The fort was erected but a few months since, and it is not presumed that it is of a very formidable character. It was built for only 20 guns, and it is not believed that all of this number were in position.

Those familiar with the fort and the coast generally, inform us, that without the co-operation of a fleet outside, (which the Confederate Government cannot command,) it will require a force of 30,000 men to dislodge the Yankees. We know that several regiments are now on their way to the sort from various points, and if there is any possibility of casting the vandals, it will be done. The position is of great consequence to the Confederate Government, and it must be retaken at all hazards.

We understand that great excitement prevail at Goldsboro' and other towns in Eastern Carolina, but the late hour last night at which we gathered such particulars as are here given, prevented us from receiving such details by telegraph as we made every effort to obtain.

If the foregoing statement be correct, the fact that the fortification was supplied with but twenty rounds of ammunition shows a remarkable want of preparation, and we suppose that Congress, if satisfied of the truth of the report, has already adopted such measures as may be necessary in the case. In the editorial columns of the Dispatch will be found comments upon the affair, with a statement of the locality of Fort Hatteras and its value as a strategic position. The telegraph informs us that the Federals received information touching the fortifications from a Yankee Captain who effected his escape from a privateer.

From the Kanawha Valley.

Advices from Gen. Floyd's command, dated Friday, 23d August, at Camp Gauley, have been received in this city. They are not so late as the enemy's dispatches from Cincinnati, but make more clear our movements in that quarter. Camp Gauley is below Summerville, on Gauley river, in Nicholas county. The writer says: "We have been constantly moving for a week, and have crossed the Gauley river and occupied the important position recently held by the enemy. We have had some skirmishing upon our pickets on our march, but not amounting to much. We had three men wounded in Captain Buchanan's company. Our scouts killed and wounded twenty or thirty of the enemy, and took some prisoners every day. We are now expecting to make a decisive movement against Gen. Cox in the Kanawha Valley.--Up to this time our advance has been extremely prosperous, and we think beneficial to the public service. If we can succeed in driving the Yankees from the Kanawha Valley, we shall have done essential service to the State. We have been passing over the wildest and roughest region of the State I have ever seen. Our toils have been great, but the people of the Brigade have borne them without a single murmur. I have been out of house every night, and for some days together, without a tent, and in continued rains for days and nights at a time, without any injury to health whatever. We captured the enemy's mail, out of which we took the endorsed letter and many hundred others. This letter thus gives the lie to stories from Cincinnati of numerous killings and captures of our forces by the Yankees in the Kanawha country.
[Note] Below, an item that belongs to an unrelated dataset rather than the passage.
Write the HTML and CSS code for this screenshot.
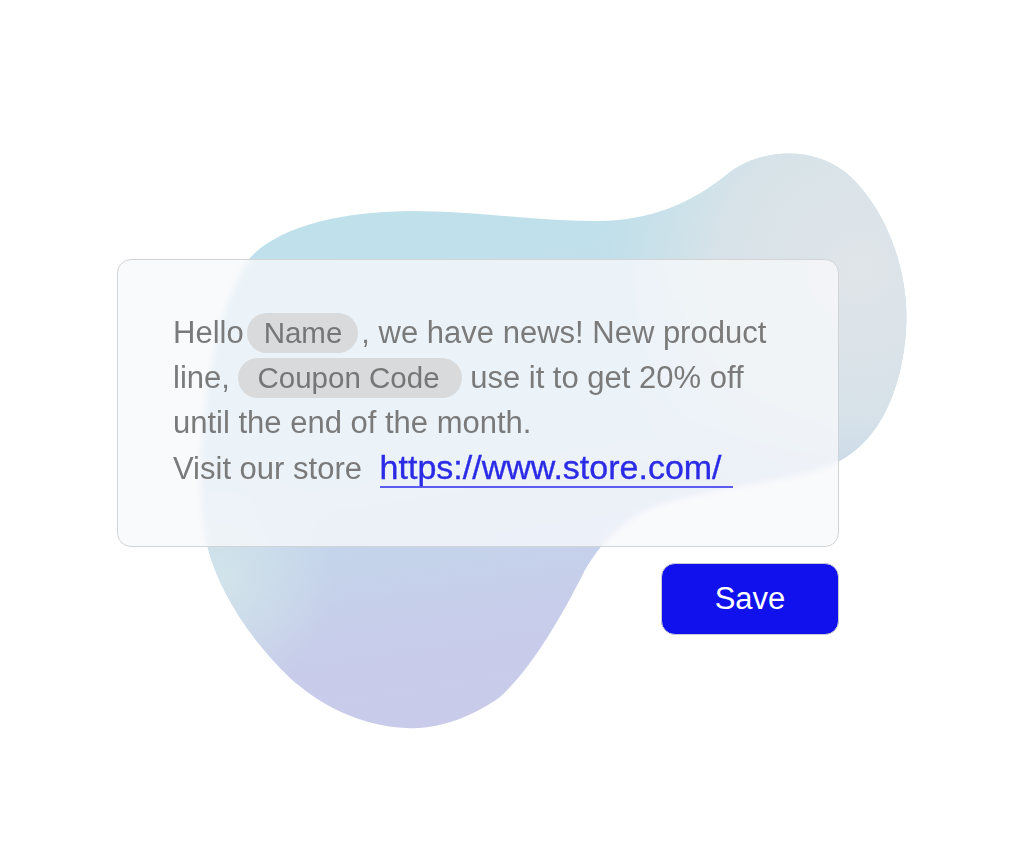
FILE: index.html
```html
<!DOCTYPE html>
<html lang="en">
<head>
<meta charset="utf-8">
<title>Message editor</title>
<link rel="stylesheet" href="styles.css">
</head>
<body>
<div class="stage">
  <svg class="blob" width="1024" height="855" viewBox="0 0 1024 855" aria-hidden="true">
    <defs>
      <linearGradient id="base" x1="0.35" y1="0" x2="0.55" y2="1">
        <stop offset="0" stop-color="#bfe2ea"/>
        <stop offset="0.5" stop-color="#c1dbeb"/>
        <stop offset="0.78" stop-color="#c7cdea"/>
        <stop offset="1" stop-color="#cacaea"/>
      </linearGradient>
      <radialGradient id="lobe" cx="860" cy="270" r="260" gradientUnits="userSpaceOnUse">
        <stop offset="0" stop-color="#e0e5e9" stop-opacity="1"/>
        <stop offset="0.55" stop-color="#dbe3e8" stop-opacity="0.85"/>
        <stop offset="1" stop-color="#d4e3e9" stop-opacity="0"/>
      </radialGradient>
      <radialGradient id="leftlow" cx="215" cy="580" r="120" gradientUnits="userSpaceOnUse">
        <stop offset="0" stop-color="#d2e4ea" stop-opacity="1"/>
        <stop offset="1" stop-color="#d2e4ea" stop-opacity="0"/>
      </radialGradient>
      <path id="shape" d="M 250 258 C 270 235, 320 212, 410 211 C 480 211, 540 222, 600 221 C 650 220, 690 205, 730 172 C 760 150, 810 145, 845 172 C 885 205, 910 270, 906 330 C 902 390, 880 440, 838 462 C 800 482, 720 485, 660 505 C 620 520, 600 545, 585 570 C 560 620, 530 670, 500 697 C 475 715, 440 730, 407 728 C 360 726, 320 705, 290 678 C 250 640, 218 590, 207 545 C 197 500, 200 420, 212 360 C 222 310, 235 280, 250 258 Z"/>
    </defs>
    <use href="#shape" fill="url(#base)"/>
    <use href="#shape" fill="url(#lobe)"/>
    <use href="#shape" fill="url(#leftlow)"/>
  </svg>

  <div class="content">
    <div class="card">
      <p class="msg">Hello<span class="tag tag-name">Name</span>, we have news! New product<br>line, <span class="tag tag-code">Coupon Code</span> use it to get 20% off<br>until the end of the month.<br>Visit our store <a class="link" href="#">https://www.store.com/</a></p>
    </div>
    <button class="save" type="button">Save</button>
  </div>
</div>
</body>
</html>
```

FILE: styles.css
```css
* {
  box-sizing: border-box;
}

html, body {
  margin: 0;
  padding: 0;
  background: #ffffff;
}

body {
  font-family: "Liberation Sans", Arial, sans-serif;
}

.stage {
  position: relative;
  width: 1024px;
  height: 855px;
  overflow: hidden;
}

.blob {
  position: absolute;
  left: 0;
  top: 0;
}

.content {
  position: relative;
  display: flex;
  flex-direction: column;
  align-items: flex-end;
  width: 839px;
  padding: 259px 0 0 117px;
}

.card {
  width: 722px;
  height: 288px;
  border: 1px solid #d2d3d5;
  border-radius: 14px;
  background: rgba(247, 249, 251, 0.78);
  backdrop-filter: blur(3px);
  padding: 50px 20px 0 55px;
}

.msg {
  margin: 0;
  font-size: 31px;
  line-height: 45px;
  color: #7a7a7a;
  white-space: nowrap;
}

.tag {
  display: inline-block;
  height: 40px;
  line-height: 40px;
  font-size: 29.5px;
  border-radius: 20px;
  background: #d8dadb;
  color: #767676;
}

.tag-name {
  margin-left: 3px;
  margin-right: 3px;
  padding: 0 16px 0 17px;
}

.tag-code {
  padding: 0 22px 0 19px;
}

.link {
  display: inline;
  margin-left: 9px;
  padding-right: 11px;
  font-size: 34px;
  color: #2b2be6;
  -webkit-text-stroke: 0.35px #2b2be6;
  text-decoration: none;
  border-bottom: 2px solid #5c5cf0;
}

.save {
  margin-top: 16px;
  width: 178px;
  height: 72px;
  border: 1px solid #c9cad6;
  border-radius: 14px;
  background: #1111ee;
  color: #ffffff;
  font-family: "Liberation Sans", Arial, sans-serif;
  font-size: 31px;
  padding: 0;
  cursor: pointer;
}
```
The "decisive movement" spoken of by the writer seems to have been made, as the enemy's telegraph from Cincinnati, of the 27th, says that "Col. Taylor's command, on the Kanawha, was badly defeated by the Confederates a few days ago." The envelope of the letter referred to is ornamented with several gibbets, with men suspended by the neck Isabelle "Davis," "Beauregard," "Toombs," "Floyd, " "Yancey," "Twiggs," "Rhett &Co."

Reports from the Potomac.

Passengers by the Central train yesterday reported that fighting was going on the previous day in the neighborhood of Annandale, Fairfax county, and that fifty of the enemy were killed and six taken prisoners. The loss on the Southern side was not stated; but as our troops had passed Annandale at the latest accounts, and were between Shuter's Hill and Arlington Heights, the probability is that the enemy suffered a decided repulse. The Washington telegrams report that a considerable force of the enemy had advanced to meet the Confederates, probably on Wednesday. They admit the loss of "several" killed and wounded in a skirmish. The Lynchburg Republican, of yesterday, has the following:

‘ A skirmish occurred on Wednesday morning last, at Annandale, six miles below Fairfax Court-House, on the turnpike road leading to Alexandria, between our pickets and those of the enemy, the result of which was equal to some of the pitched battiest which we have had to record. Our picket consisted of an entire company, some 75 or 100 men, while that of the enemy was still larger. The pickets were brought into direct conflict, and the battle was waged with considerable fierceness for some time, the result of which was the loss of three men killed on our side, while the Russians had ten killed and fifteen taken prisoners. Eight of the prisoners were sent to Richmond yesterday by the Central train

’ The Republican also publishes the following extract from a letter dated Fairfax C. H. Tuesday, August 27:

‘ "The Home Guard returned late yesterday evening from Falls Church, and report the killing of six of the enemy's pickets. We lost none. The Home Guard say they killed two, and that two of our independent scouts killed four of the enemy. Our company (the Rifle Greys) are just about to start out on picket, and it is said we will go to Annandale this time. A Georgia regiment belonging to our brigade left here last night for Falls Church, with several pieces of artillery."

’ Everything indicates the early occurrence of startling events upon the Potomac. If the enemy can be made to leave his strongholds and meet our troops in the open field, there will be a great and perhaps a decisive battle. Meanwhile we must wait with patience, trusting in the skill of our Generals, the valor of our troops, and the overruling Providence who has thus far signally favored our cause.


At a late hour last night the telegraph brought a confirmation of the capture of Forts Hatteras and Clarke, with some particulars of the engagement, which, we regret to say, resulted disastrously to our arms.

The Portsmouth Transcript, of yesterday, says that the Georgia regiment has been sent forward to the point of invasion. Preparations are progressing to repel the invader.